Atribuição principal do Poder Executivo

Embora a iniciativa do projeto de lei da LDO seja de competência exclusiva do chefe do Poder Executivo (art. 165, §2º da CF e leis orgânicas municipais), cabe ao próprio Executivo realizar audiência pública antes de remeter a proposta à Câmara Municipal.

No entanto, caso o Executivo se omita, a Câmara pode e deve promover a audiência, como forma de suprir a falha administrativa e garantir o direito à participação. O descumprimento dessa etapa pode, inclusive, justificar o questionamento judicial do processo legislativo e a responsabilização dos gestores.

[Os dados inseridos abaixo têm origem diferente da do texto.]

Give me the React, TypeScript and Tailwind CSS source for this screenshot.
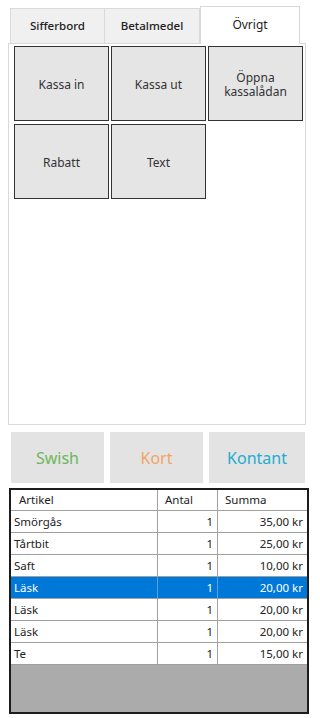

Prática recomendada e consequências da omissão

A audiência pública deve ocorrer em tempo hábil, com ampla divulgação prévia, permitindo o comparecimento de cidadãos e representantes da sociedade civil. É recomendável que:

  • Seja publicado edital com, pelo menos, cinco dias úteis de antecedência;
  • Seja disponibilizado o projeto de lei completo para consulta pública;
  • Haja registro (ata, gravação, lista de presença) da audiência;
  • As sugestões eventualmente acolhidas sejam formalmente respondidas.

A ausência desse procedimento pode acarretar:

  • Apontamentos em prestações de contas anuais;
  • Rejeição de contas pelo Tribunal de Contas;
  • Ajuizamento de ações civis públicas por ofensa à transparência;
  • Questionamentos legislativos e jurídicos da validade da norma aprovada.

Conclusão

A audiência pública é, portanto, ato essencial e obrigatório no processo de elaboração da LDO municipal. Não se trata de mera formalidade, mas de mecanismo indispensável para garantir a transparência, a legalidade e o controle social das finanças públicas.

Em tempos de crescente demanda por gestão fiscal responsável, o cumprimento das normas legais que impõem a participação popular é mais do que um dever jurídico — é um compromisso com a democracia.

Referências jurídicas:

  • BRASIL. Constituição Federal de 1988.
  • BRASIL. Lei Complementar nº 101, de 04 de maio de 2000 (LRF).
  • BRASIL. Lei nº 10.257, de 10 de julho de 2001 (Estatuto da Cidade).
  • Tribunal de Contas do Estado de São Paulo – Boletim de Jurisprudência.
  • Ministério Público de Contas do Estado de Santa Catarina – Consulta 21/2009.